Although this study provides a more detailed analysis of the physical, physiological and perceptual demands of mixed gender touch players that currently exists it should be noted that this only provides an examination of an amateur mixed gender touch squad and not that of a professional or international team. A further limitation of the current study is the structure of each tournament at which the players in the current study competed, whereby 20 min matches using the touchdown-turnaround rule were played instead of 40 min matches with no modified tap-off rules. Future research should look to quantify the physical, physiological and perceptual demands, alongside the technical/skill demands of male, female and mixed gender touch players during longer matches. The use of more global thresholds to quantify the physical and physiological demands of mixed touch players is also a limitation of the current study due to the possible discrepancies with regards to the physiological capacities of males and females. Individualised thresholds when quantifying physical and physiological demands may be more suitable for future research.

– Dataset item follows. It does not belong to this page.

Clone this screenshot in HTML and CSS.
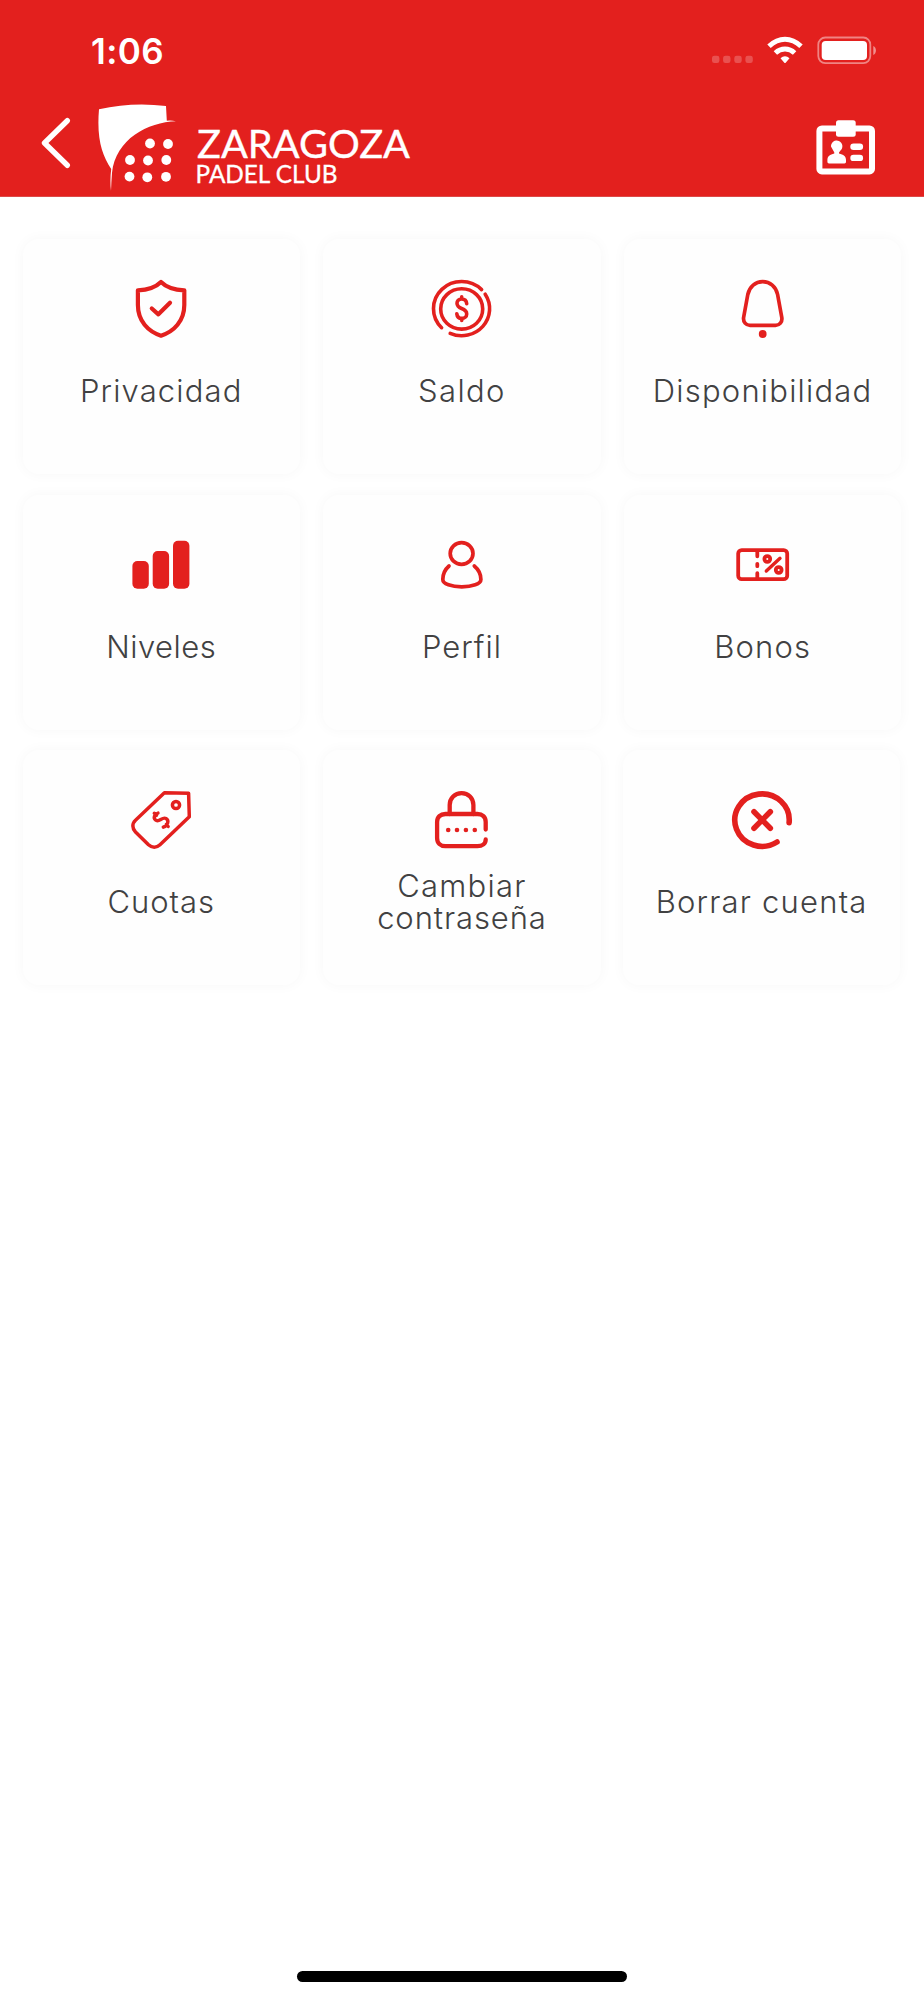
FILE: index.html
```html
<!DOCTYPE html>
<html lang="es">
<head>
<meta charset="utf-8">
<title>Zaragoza Padel Club</title>
<link rel="stylesheet" href="styles.css">
</head>
<body>
<div class="screen">
  <header class="header">
    <div class="status">
      <span class="time">1:06</span>
      <svg class="indicators" width="166" height="28" viewBox="711 36 166 28">
        <g fill="#fff" opacity=".22"><rect x="712" y="55.7" width="7.4" height="7.4" rx="2.4"/><rect x="723.1" y="55.7" width="7.4" height="7.4" rx="2.4"/><rect x="734.3" y="55.7" width="7.4" height="7.4" rx="2.4"/><rect x="745.4" y="55.7" width="7.4" height="7.4" rx="2.4"/></g>
        <g fill="none" stroke="#fff" stroke-width="5"><path d="M769 46.3C779 36.9 791 36.9 801 46.3"/><path d="M775.4 53C781 47.8 789 47.8 794.6 53"/></g>
        <path d="M780.5 58.3C783.2 55.5 786.8 55.5 789.5 58.3L785.7 62.7Q785 63.4 784.3 62.7Z" fill="#fff"/>
        <rect x="818.3" y="37.5" width="52" height="25.6" rx="7" fill="none" stroke="#fff" stroke-opacity=".45" stroke-width="1.800"/>
        <rect x="821.7" y="41" width="45.3" height="19" rx="4" fill="#fff"/>
        <path d="M873.3 46C876.8 47.6 876.8 53.4 873.3 55Z" fill="#fff" fill-opacity=".5"/>
      </svg>
    </div>
    <div class="nav">
      <svg class="back" width="32" height="54" viewBox="40 116 32 54"><path d="M67.300 120.700L44.500 143L67.300 165.300" fill="none" stroke="#fff" stroke-width="5.4" stroke-linecap="round" stroke-linejoin="round"/></svg>
      <svg class="logo" width="316" height="92" viewBox="96 102 316 92" fill="#fff">
        <path d="M99 109.3Q132 101.8 166 106L166.800 120.700Q171 120.200 176 121.200C148 122 115.500 139 112 173Q111.300 182 111 191Q109.800 180 111.200 169C102 155 96.500 139 99 109.300Z"/>
        <circle cx="150" cy="143.500" r="4.900"/><circle cx="168" cy="144" r="4.900"/>
        <circle cx="130" cy="160" r="4.900"/><circle cx="148" cy="160.500" r="4.900"/><circle cx="166.300" cy="160" r="4.900"/>
        <circle cx="129.500" cy="176.600" r="4.900"/><circle cx="147.300" cy="177.300" r="4.900"/><circle cx="166" cy="176.800" r="4.900"/>
        <text class="logo-text" x="197" y="158.300" font-size="38.500" textLength="213" lengthAdjust="spacingAndGlyphs">ZARAGOZA</text>
        <text class="logo-text" x="195.500" y="182.700" font-size="25.800" textLength="142" lengthAdjust="spacingAndGlyphs">PADEL CLUB</text>
      </svg>
      <svg class="badge" width="60" height="56" viewBox="816 119 60 56" fill="#fff">
        <rect x="819.400" y="128.400" width="52.600" height="43" rx="2.500" fill="none" stroke="#fff" stroke-width="6"/>
        <rect x="836" y="120.200" width="19.700" height="16.500" rx="2.500"/>
        <path d="M831 146.500a5.700 5.700 0 1 1 9.500 4L839 152.500V153.600C843.500 154.500 846 156.500 846 160V162Q846 163.400 844.500 163.400H829Q827.400 163.400 827.400 162V160C827.400 156.500 830 154.500 834.300 153.600V152.500Z"/>
        <rect x="850.300" y="143.600" width="12.800" height="6.400" rx="3.200"/><rect x="850.300" y="154.700" width="12.800" height="6.400" rx="3.200"/>
      </svg>
    </div>
  </header>

  <main class="grid">
    <a class="card">
      <svg class="icon" viewBox="0 0 80 80" stroke-width="4.200"><path d="M40 13C46 19 54 21 63.300 21.300V36C63.300 52 53 62.500 40 66.700C27 62.500 16.900 52 16.900 36V21.300C26 21 34 19 40 13Z"/><path d="M30.800 39.500L37.400 45.300L49 33.700"/></svg>
      <span class="label privacidad">Privacidad</span>
    </a>
    <a class="card">
      <svg class="icon" viewBox="0.6 0.3 80 80" stroke-width="3.600"><path d="M20.200 59A28 27 0 0 1 60.200 20.900"/><path d="M63.800 25.500A28 27 0 0 1 28.800 64.700"/><ellipse cx="40.300" cy="40.200" rx="21" ry="20.200"/><path d="M45.300 35C45 31.500 43 30.300 40.200 30.300C37.200 30.300 35.600 32.300 35.600 34.600C35.600 37.500 37.500 38.800 40.200 39.800C43 40.800 45.300 42.200 45.300 45.200C45.300 48 43 49.700 40.400 49.700C37.500 49.700 35.700 48 35.400 45M40.300 28.200V30M40.300 50V51.800"/></svg>
      <span class="label saldo">Saldo</span>
    </a>
    <a class="card">
      <svg class="icon" viewBox="0 0 80 80" stroke-width="3.700"><path d="M24.800 25.500C26.500 17.500 32.500 12.700 39.700 12.700S53 17.500 54.600 25.500L58.800 48.500C59.500 53 56.500 56.300 52.500 56.300H27C23 56.300 20 53 20.600 48.500Z"/><circle class="solid" cx="39.700" cy="65" r="3.900"/></svg>
      <span class="label disponibilidad">Disponibilidad</span>
    </a>
    <a class="card">
      <svg class="icon" viewBox="0 0 80 80"><g class="solid"><rect x="11.400" y="36" width="16.400" height="27.800" rx="5"/><rect x="31.700" y="26" width="16.400" height="37.800" rx="5"/><rect x="52" y="15.700" width="16.400" height="48.100" rx="5"/></g></svg>
      <span class="label niveles">Niveles</span>
    </a>
    <a class="card">
      <svg class="icon" viewBox="0.5 0 80 80" stroke-width="3.700"><ellipse cx="40.100" cy="28.500" rx="11.400" ry="10.800"/><path d="M27.500 41C23.500 44.500 21.300 50 21.300 54.500C21.300 59 30 61.800 40.300 61.800S59.400 59 59.400 54.500C59.400 50 57 44.500 52.800 41"/></svg>
      <span class="label perfil">Perfil</span>
    </a>
    <a class="card">
      <svg class="icon" viewBox="0 0 80 80" stroke-width="3.800"><rect x="15.200" y="25.100" width="49" height="29.100" rx="3.500"/><path d="M34.300 27V31.300M34.300 38.800V41.200M34.300 48.200V53" /><circle cx="44.300" cy="34" r="2.900"/><circle cx="55.700" cy="45" r="2.900"/><path stroke-width="3.400" d="M43.300 46L57 33.300"/></svg>
      <span class="label bonos">Bonos</span>
    </a>
    <a class="card">
      <svg class="icon" viewBox="0 0 80 80" stroke-width="3.500"><path d="M43.400 12.700L67.600 13.300L68.300 36.800L39 64.800C35.500 68 31 68 27.500 64.800L14.500 52C11 48.500 11 43.500 14.500 40.300Z"/><circle cx="55" cy="25" r="3.600"/><path stroke-width="3.400" d="M37 33.100C33.500 34 32 38 34.500 40C38 43 41 36.500 45 38.500C48.500 40.500 46.800 45.500 42.300 47.200M33.300 33.200L35.500 35.400M45.300 44.300L47.200 46.500"/></svg>
      <span class="label cuotas">Cuotas</span>
    </a>
    <a class="card">
      <svg class="icon" viewBox="0.6 0 80 80" stroke-width="4.300"><path d="M64.300 49.500V42C64.300 37 61 34 56 34H24C19 34 15.700 37 15.700 42V58C15.700 63 19 66.200 24 66.200H56C61 66.200 64.300 63.500 64.300 59.500"/><path d="M28.300 34V25C28.300 18 33.500 13.200 40.200 13.200S52 18 52 25V34"/><g class="solid"><circle cx="26.800" cy="50" r="2.300"/><circle cx="35.600" cy="50" r="2.300"/><circle cx="44.500" cy="50" r="2.300"/><circle cx="53.400" cy="50" r="2.300"/></g></svg>
      <span class="label"><span class="cambiar">Cambiar</span><span class="contrasena">contraseña</span></span>
    </a>
    <a class="card card-last">
      <svg class="icon" viewBox="0 0 80 80" stroke-width="5.600"><path d="M67.100 42.700A27.200 26.200 0 1 0 55 62"/><path d="M32 31.800L48.300 48.200M48.300 31.800L32 48.200"/></svg>
      <span class="label borrar">Borrar cuenta</span>
    </a>
  </main>
  <div class="home-indicator"></div>
</div>
</body>
</html>
```
FILE: styles.css
```css
* { box-sizing: border-box; }
body { margin: 0; background: #fff; }
.screen {
  width: 924px;
  height: 2000px;
  display: flex;
  flex-direction: column;
  font-family: Inter, "Liberation Sans", sans-serif;
}
.header {
  height: 197px;
  background: #e3201e;
  border-bottom: 1px solid #dc4a48;
  color: #fff;
}
.status {
  height: 102px;
  padding: 30px 47px 0 91px;
  display: flex;
  justify-content: space-between;
  align-items: flex-start;
}
.time {
  font-size: 35px;
  font-weight: 600;
  line-height: 42px;
  letter-spacing: .4px;
}
.indicators { margin-top: 6px; }
.nav {
  display: flex;
  align-items: flex-start;
  padding: 0 48px 0 40px;
}
.back { margin-top: 14px; }
.logo { margin-left: 24px; }
.badge { margin: 17px 0 0 auto; }
.logo-text { font-family: Lato, sans-serif; stroke: #fff; stroke-width: .35px; }
.grid {
  display: grid;
  grid-template-columns: repeat(3, 277.500px);
  grid-auto-rows: 235px;
  gap: 20.500px 23.200px;
  padding: 42px 0 0 22.500px;
}
.card {
  display: flex;
  flex-direction: column;
  align-items: center;
  padding-top: 30px;
  background: #fefefe;
  border-radius: 16px;
  box-shadow: 0 0 14px rgba(0, 0, 0, .035);
}
.card-last { margin: 0 1px 0 -1px; }
.icon {
  width: 80px;
  height: 80px;
  flex: none;
  fill: none;
  stroke: #e3201e;
  stroke-linecap: round;
  stroke-linejoin: round;
}
.solid { fill: #e3201e; stroke: none; }
.label {
  height: 64px;
  margin-top: 10px;
  display: flex;
  flex-direction: column;
  align-items: center;
  justify-content: center;
  font-size: 31px;
  font-weight: 350;
  line-height: 32px;
  color: #414142;
  white-space: nowrap;
}
.privacidad { letter-spacing: 1.150px; }
.saldo { letter-spacing: 1.350px; }
.disponibilidad { letter-spacing: 1.200px; }
.niveles { letter-spacing: .500px; }
.perfil { letter-spacing: .950px; }
.bonos { letter-spacing: 1.150px; }
.cuotas { letter-spacing: 1px; }
.cambiar { letter-spacing: 1.250px; }
.contrasena { letter-spacing: .900px; }
.borrar { letter-spacing: 1.200px; }
.home-indicator {
  width: 330px;
  height: 11px;
  margin: auto auto 18px;
  border-radius: 6px;
  background: #000;
}
```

To conclude, this is the first study to provide a detailed comparison of the physical, physiological and perceptual demands of mixed touch players. This study has demonstrated that running demands slightly differ between the various playing positions within mixed gender touch with the middle playing position displaying the greatest physical, physiological and perceptual demand.. This would suggest that in order to best replicate match-play during training and conditioning sessions, coaching staff may need to consider these small differences in the demands and intensities of each playing position.